The crowning temple to Guan Yen has a huge statue of her. The pillars aren’t yet finished; when completed they’ll be covered in the typical Buddhist multicolored tile. Gray colors in an Eastern religion? I think not!

The long car ride back to Kuala Lumpur was slightly more hair-raising then the ride up. We now had easily three times the number of motorcycles buzzing around us thanks to everyone returning home after the New Years Eve celebrations, and their gangs would clog up the highway gas stations, where they would do wheelies in circles, rev their engines (most of them had removed their mufflers for extra loudness) and on the roads they would do tricks like lying on their seats with their legs out behind them or in front of them, often at speeds in excess of 160 kilometers per hour. In the daylight it wasn’t so bad, but as the sun set and my depth perception of headlights in my rear view mirror dropped, my nerves started to fray a little bit.

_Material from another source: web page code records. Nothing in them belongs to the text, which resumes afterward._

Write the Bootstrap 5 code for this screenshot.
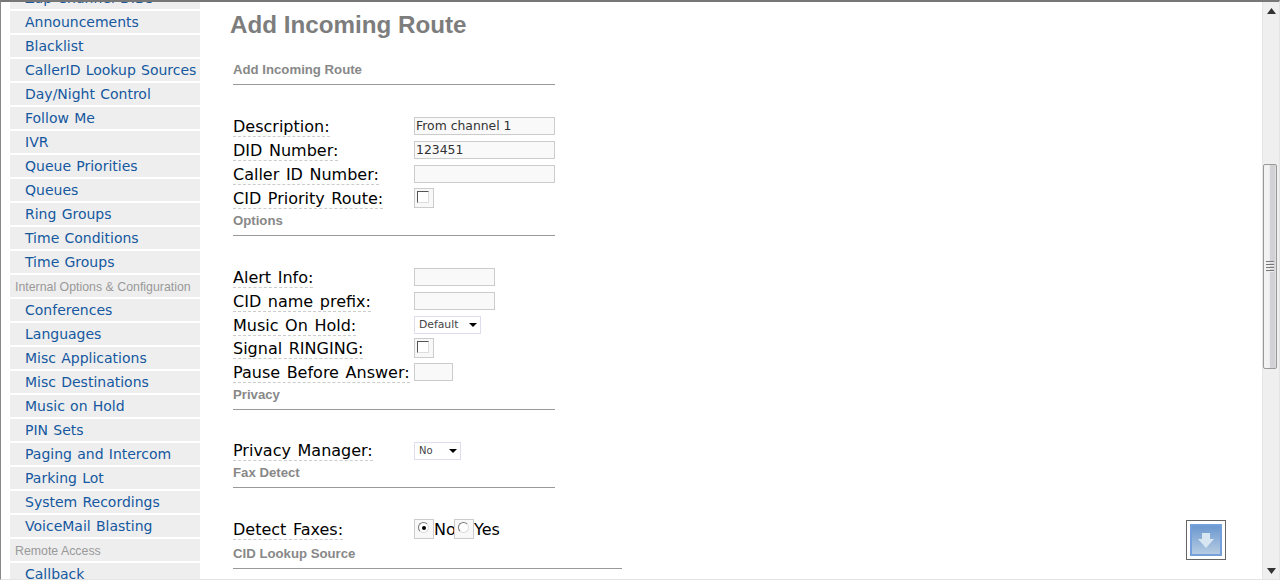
<!DOCTYPE html>
<html lang="en"><head><meta charset="utf-8"><title>Add Incoming Route</title>
<link href="https://cdn.jsdelivr.net/npm/bootstrap@5.3.0/dist/css/bootstrap.min.css" rel="stylesheet">
<style>
html,body{height:580px;overflow:hidden;background:#fff}
body{font-family:"DejaVu Sans",Verdana,sans-serif;color:#000}
.frame{width:1280px;height:580px;border-top:2px solid #777;border-left:1px solid #888;border-bottom:1px solid #e4e4e4;border-right:1px solid #e4e4e4;overflow:hidden}
.pageview{width:1261px;height:577px;overflow:hidden}
.sidecol{width:199px;padding-left:9px;flex:none;margin-top:-16px;padding-top:1px}
.sideitem{display:block;width:190px;height:22px;margin-bottom:2px;background:#eee;color:#15589f;font-size:14px;word-spacing:.8px;line-height:22px;padding-left:15px;white-space:nowrap;text-decoration:none;overflow:hidden}
.sidehead{display:block;width:190px;height:22px;margin-bottom:2px;background:#eee;color:#999;font-family:"Liberation Sans",Arial,sans-serif;font-size:12.35px;line-height:24px;padding-left:5px;white-space:nowrap}
.maincol{padding-left:30px;flex:1;min-width:0}
.pagetitle{font-family:"Liberation Sans",Arial,sans-serif;font-weight:700;font-size:24.2px;line-height:28px;color:#7d7d7d;margin:9px 0 0}
.sect{font-family:"Liberation Sans",Arial,sans-serif;font-weight:700;font-size:13.2px;line-height:14px;color:#888;margin:2px 0 0 3px;width:322px;height:21px;padding-top:1px;border-bottom:1px solid #999;box-sizing:content-box}
.sect1{margin-top:23px}
.sectw{width:389px;margin-top:4px}
.rows{margin:30px 0 0 3px}
.rowsup{margin-top:29px}
.frow{display:flex;height:24px;align-items:flex-start}
.frowshort{height:23px}
.flabel{width:181px;flex:none;font-size:16px;word-spacing:1.5px}
.flabel span{border-bottom:1px dashed #ccc;display:inline-block;line-height:22px;height:21px;white-space:nowrap}
.tinput{height:18px;margin-top:2px;border:1px solid #ccc;background:#f9f9f9;font-family:"DejaVu Sans",sans-serif;font-size:12.4px;color:#333;padding:0 1px;border-radius:0;outline:0}
.w141{width:141px}.w81{width:81px}.w39{width:39px}
.boxwrap{width:20px;height:20px;margin-top:1px;border:1px solid #ccc;background:#f8f8f8;display:flex;padding:2px;flex:none}
.cbox{width:12px;height:12px;border:1px solid #555;border-right-color:#ddd;border-bottom-color:#ddd;background:#fff}
.radiob{width:11px;height:11px;border-radius:50%;border:1px solid;border-color:#777 #ddd #ddd #777;background:#fff;display:flex;align-items:center;justify-content:center;margin-left:1px}
.radiob i{display:block;width:4px;height:4px;border-radius:50%;background:#000}
.fsel{height:18px;margin-top:2px;border:1px solid #dde;background:#fff;font-size:10.8px;line-height:16px;color:#444;padding-left:4px;display:flex;align-items:center;justify-content:space-between}
.fselno{margin-top:3px;font-size:10px}
.fsel b{display:block;width:0;height:0;border-left:4px solid transparent;border-right:4px solid transparent;border-top:4px solid #000;margin-right:3px}
.optxt{font-size:16px;line-height:24px}
.optno{width:20px;flex:none}
.downbox{position:absolute;right:53px;bottom:19px;width:40px;height:40px;border:1px solid #666;background:#fff;padding:3px}
.downinner{width:32px;height:32px;border:2px solid #76a0dc;background:linear-gradient(#6c98cf,#b5cce2);display:flex;align-items:center;justify-content:center}
.sbar{width:17px;flex:none;background:#efefef;border-left:1px solid #e6e6e6;display:flex;flex-direction:column;position:relative}
.sbtn{height:17px;display:flex;align-items:center;justify-content:center;flex:none}
.sthumb{width:14px;height:205px;margin-top:145px;border:1px solid #999;border-radius:2px;background:linear-gradient(90deg,#f2f2f2 0 45%,#d2d2d6 50% 90%,#e8e8e8);display:flex;flex-direction:column;align-items:center;justify-content:center;gap:1px;flex:none}
.sthumb i{display:block;width:8px;height:2px;background:#777;border-bottom:1px solid #eee}
</style></head>
<body>
<div class="frame d-flex position-relative">
 <div class="pageview d-flex flex-grow-1">
  <nav class="sidecol">
   <a class="sideitem" href="#">Zap Channel DIDs</a>
   <a class="sideitem" href="#">Announcements</a>
   <a class="sideitem" href="#">Blacklist</a>
   <a class="sideitem" href="#">CallerID Lookup Sources</a>
   <a class="sideitem" href="#">Day/Night Control</a>
   <a class="sideitem" href="#">Follow Me</a>
   <a class="sideitem" href="#">IVR</a>
   <a class="sideitem" href="#">Queue Priorities</a>
   <a class="sideitem" href="#">Queues</a>
   <a class="sideitem" href="#">Ring Groups</a>
   <a class="sideitem" href="#">Time Conditions</a>
   <a class="sideitem" href="#">Time Groups</a>
   <div class="sidehead">Internal Options &amp; Configuration</div>
   <a class="sideitem" href="#">Conferences</a>
   <a class="sideitem" href="#">Languages</a>
   <a class="sideitem" href="#">Misc Applications</a>
   <a class="sideitem" href="#">Misc Destinations</a>
   <a class="sideitem" href="#">Music on Hold</a>
   <a class="sideitem" href="#">PIN Sets</a>
   <a class="sideitem" href="#">Paging and Intercom</a>
   <a class="sideitem" href="#">Parking Lot</a>
   <a class="sideitem" href="#">System Recordings</a>
   <a class="sideitem" href="#">VoiceMail Blasting</a>
   <div class="sidehead">Remote Access</div>
   <a class="sideitem" href="#">Callback</a>
  </nav>
  <main class="maincol">
   <h1 class="pagetitle">Add Incoming Route</h1>
   <div class="sect sect1">Add Incoming Route</div>
   <div class="rows">
    <div class="frow"><div class="flabel"><span>Description:</span></div><input class="tinput w141" value="From channel 1"></div>
    <div class="frow"><div class="flabel"><span>DID Number:</span></div><input class="tinput w141" value="123451"></div>
    <div class="frow"><div class="flabel"><span>Caller ID Number:</span></div><input class="tinput w141"></div>
    <div class="frow"><div class="flabel"><span>CID Priority Route:</span></div><div class="boxwrap"><div class="cbox"></div></div></div>
   </div>
   <div class="sect">Options</div>
   <div class="rows">
    <div class="frow"><div class="flabel"><span>Alert Info:</span></div><input class="tinput w81"></div>
    <div class="frow"><div class="flabel"><span>CID name prefix:</span></div><input class="tinput w81"></div>
    <div class="frow frowshort"><div class="flabel"><span>Music On Hold:</span></div><div class="fsel" style="width:67px">Default<b></b></div></div>
    <div class="frow"><div class="flabel"><span>Signal RINGING:</span></div><div class="boxwrap"><div class="cbox"></div></div></div>
    <div class="frow"><div class="flabel"><span>Pause Before Answer:</span></div><input class="tinput w39"></div>
   </div>
   <div class="sect">Privacy</div>
   <div class="rows rowsup">
    <div class="frow"><div class="flabel"><span>Privacy Manager:</span></div><div class="fsel fselno" style="width:47px">No<b></b></div></div>
   </div>
   <div class="sect">Fax Detect</div>
   <div class="rows">
    <div class="frow"><div class="flabel"><span>Detect Faxes:</span></div><div class="boxwrap"><div class="radiob"><i></i></div></div><span class="optxt optno">No</span><div class="boxwrap"><div class="radiob"></div></div><span class="optxt">Yes</span></div>
   </div>
   <div class="sect sectw">CID Lookup Source</div>
  </main>
 </div>
 <div class="downbox"><div class="downinner"><svg width="16" height="15" viewBox="0 0 16 15"><path d="M4 0h8v6h4l-8 9-8-9h4z" fill="#d8e6f2"/></svg></div></div>
 <div class="sbar">
  <div class="sbtn"><svg width="9" height="6" viewBox="0 0 9 6"><path d="M4.5 0 9 6H0z" fill="#333"/></svg></div>
  <div class="sthumb"><i></i><i></i><i></i><i></i></div>
  <div class="flex-grow-1"></div>
  <div class="sbtn"><svg width="9" height="6" viewBox="0 0 9 6"><path d="M0 0h9L4.5 6z" fill="#333"/></svg></div>
 </div>
</div>
</body></html>
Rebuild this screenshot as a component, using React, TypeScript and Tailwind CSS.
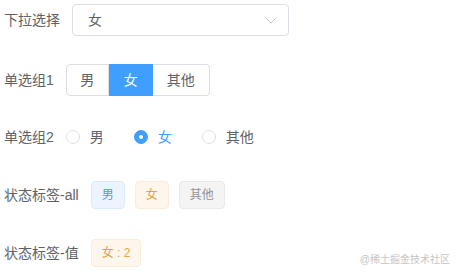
const FONT = {
  fontFamily: '"Liberation Sans", "Noto Sans CJK SC", sans-serif',
};

function Label({ text }: { text: string }) {
  return (
    <span className="mr-[12px] text-[14px] leading-none text-[#606266]">
      {text}
    </span>
  );
}

function Radio({ label, checked }: { label: string; checked?: boolean }) {
  return (
    <label className="mr-[30px] flex items-center">
      {checked ? (
        <span className="flex h-[14px] w-[14px] items-center justify-center rounded-full border border-[#409eff] bg-[#409eff]">
          <span className="h-[4px] w-[4px] rounded-full bg-white" />
        </span>
      ) : (
        <span className="h-[14px] w-[14px] rounded-full border border-[#dcdfe6] bg-white" />
      )}
      <span
        className={`pl-[10px] text-[14px] leading-none ${
          checked ? "text-[#409eff]" : "text-[#606266]"
        }`}
      >
        {label}
      </span>
    </label>
  );
}

const TAG_STYLES = {
  primary: "bg-[#ecf5ff] border-[#d9ecff] text-[#409eff]",
  warning: "bg-[#fdf6ec] border-[#faecd8] text-[#e6a23c]",
  info: "bg-[#f4f4f5] border-[#e9e9eb] text-[#909399]",
};

function Tag({
  text,
  type,
}: {
  text: string;
  type: keyof typeof TAG_STYLES;
}) {
  return (
    <span
      className={`flex h-[28px] items-center rounded-[4px] border px-[10px] text-[12px] whitespace-pre ${TAG_STYLES[type]}`}
    >
      {text}
    </span>
  );
}

export default function App() {
  return (
    <div className="relative h-[272px] w-[458px] bg-white pl-[4px]" style={FONT}>
      {/* 下拉选择 */}
      <div className="mt-[4px] flex h-[32px] items-center">
        <Label text="下拉选择" />
        <div className="flex h-[32px] w-[217px] items-center justify-between rounded-[4px] border border-[#dcdfe6] pl-[15px] pr-[11px]">
          <span className="text-[14px] text-[#606266]">女</span>
          <svg width="12" height="7" viewBox="0 0 12 7" fill="none">
            <polyline
              points="0.5,0.5 6,6 11.5,0.5"
              stroke="#c0c4cc"
              strokeWidth="1"
            />
          </svg>
        </div>
      </div>

      {/* 单选组1 */}
      <div className="mt-[28px] flex h-[32px] items-center">
        <Label text="单选组1" />
        <div className="flex h-[32px] text-[14px]">
          <span className="flex w-[43px] items-center justify-center rounded-l-[4px] border border-[#dcdfe6] text-[#606266]">
            男
          </span>
          <span className="flex w-[44px] items-center justify-center border border-[#409eff] bg-[#409eff] text-white">
            女
          </span>
          <span className="flex w-[57px] items-center justify-center rounded-r-[4px] border border-l-0 border-[#dcdfe6] text-[#606266]">
            其他
          </span>
        </div>
      </div>

      {/* 单选组2 */}
      <div className="mt-[25px] flex h-[32px] items-center">
        <Label text="单选组2" />
        <Radio label="男" />
        <Radio label="女" checked />
        <Radio label="其他" />
      </div>

      {/* 状态标签-all */}
      <div className="mt-[26px] flex h-[32px] items-center">
        <Label text="状态标签-all" />
        <div className="flex gap-[10px]">
          <Tag text="男" type="primary" />
          <Tag text="女" type="warning" />
          <Tag text="其他" type="info" />
        </div>
      </div>

      {/* 状态标签-值 */}
      <div className="mt-[26px] flex h-[32px] items-center">
        <Label text="状态标签-值" />
        <Tag text="女 : 2" type="warning" />
      </div>

      <span className="absolute right-[8px] bottom-[9px] text-[10px] text-[#c6c6c6]">
        @稀土掘金技术社区
      </span>
    </div>
  );
}
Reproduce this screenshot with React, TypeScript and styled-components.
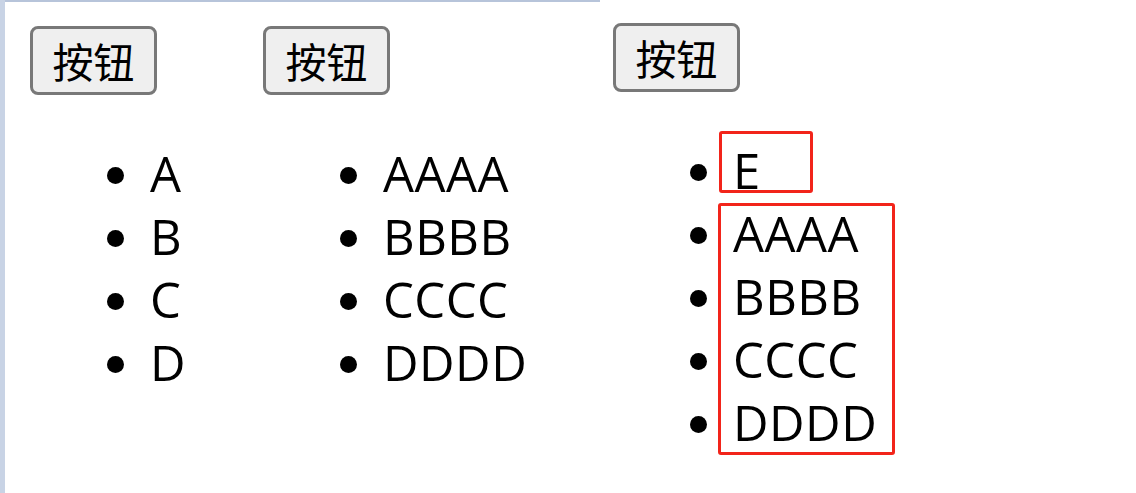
import React from "react";
import styled, { createGlobalStyle } from "styled-components";

const Global = createGlobalStyle`
  html, body { margin: 0; padding: 0; background: #ffffff; }
  body { font-family: "Open Sans", "Noto Sans CJK SC", sans-serif; color: #000; }
`;

const Frame = styled.div`
  min-height: 493px;
  border-left: 5px solid #c8d3e5;
  box-sizing: border-box;
  display: flex;
  flex-direction: column;
`;

const TopRule = styled.div`
  width: 595px;
  height: 2px;
  background: #b7c4da;
`;

const Columns = styled.div`
  display: grid;
  grid-template-columns: 233px 350px 1fr;
  padding-left: 25px;
`;

const Column = styled.div<{ $lift?: number }>`
  display: flex;
  flex-direction: column;
  align-items: flex-start;
  padding-top: ${(p) => 24 - (p.$lift ?? 0)}px;
`;

const Button = styled.button`
  width: 127px;
  height: 69px;
  box-sizing: border-box;
  padding: 0;
  border: 3px solid #787878;
  border-radius: 8px;
  background: #efefef;
  font-family: "Noto Sans CJK SC", sans-serif;
  font-size: 41px;
  line-height: 1;
  color: #000;
  display: flex;
  align-items: center;
  justify-content: center;
`;

const List = styled.ul<{ $gap?: number }>`
  margin: ${(p) => p.$gap ?? 0}px 0 0 0;
  padding: 0 0 0 120px;
  font-size: 49px;
  line-height: 63px;
  letter-spacing: 0.5px;
  list-style: none;
`;

const BoxedList = styled(List)`
  position: relative;
  &::after {
    content: "";
    position: absolute;
    left: 105px;
    top: 0;
    width: 177px;
    height: 252px;
    box-sizing: border-box;
    border: 3px solid #f2241a;
    border-radius: 3px;
    pointer-events: none;
  }
`;

const Item = styled.li`
  position: relative;
  top: -1px;
  &::before {
    content: "";
    position: absolute;
    left: -43px;
    top: 25px;
    width: 17px;
    height: 17px;
    border-radius: 50%;
    background: #000;
  }
`;

const Flagged = styled.span`
  position: relative;
  &::after {
    content: "";
    position: absolute;
    left: -14px;
    top: -6px;
    width: 94px;
    height: 62px;
    box-sizing: border-box;
    border: 3px solid #f2241a;
    border-radius: 3px;
    pointer-events: none;
  }
`;

const short = ["A", "B", "C", "D"];
const long = ["AAAA", "BBBB", "CCCC", "DDDD"];

export default function App() {
  return (
    <>
      <Global />
      <Frame>
        <TopRule />
        <Columns>
          <Column>
            <Button>按钮</Button>
            <List $gap={48}>
              {short.map((t) => (
                <Item key={t}>{t}</Item>
              ))}
            </List>
          </Column>
          <Column>
            <Button>按钮</Button>
            <List $gap={48}>
              {long.map((t) => (
                <Item key={t}>{t}</Item>
              ))}
            </List>
          </Column>
          <Column $lift={3}>
            <Button>按钮</Button>
            <List $gap={48}>
              <Item>
                <Flagged>E</Flagged>
              </Item>
            </List>
            <BoxedList>
              {long.map((t) => (
                <Item key={t}>{t}</Item>
              ))}
            </BoxedList>
          </Column>
        </Columns>
      </Frame>
    </>
  );
}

I felt intensely relieved when the huge towers of Cyber Homes appeared in the distance and I was able to return the car.

Farah found us a new room at her Russian neighbor’s place, and we packed our bags for camping tomorrow. We’ll have to be up really early tomorrow to meet our guides, Kevin and Amos, at the train station, where they’ll be taking us out into the mountains for a two day camping trip. This is one of the things that Christine and I have been looking forward to the most; as for me, I’m looking forward to not being behind the wheel and being able to relax a bit!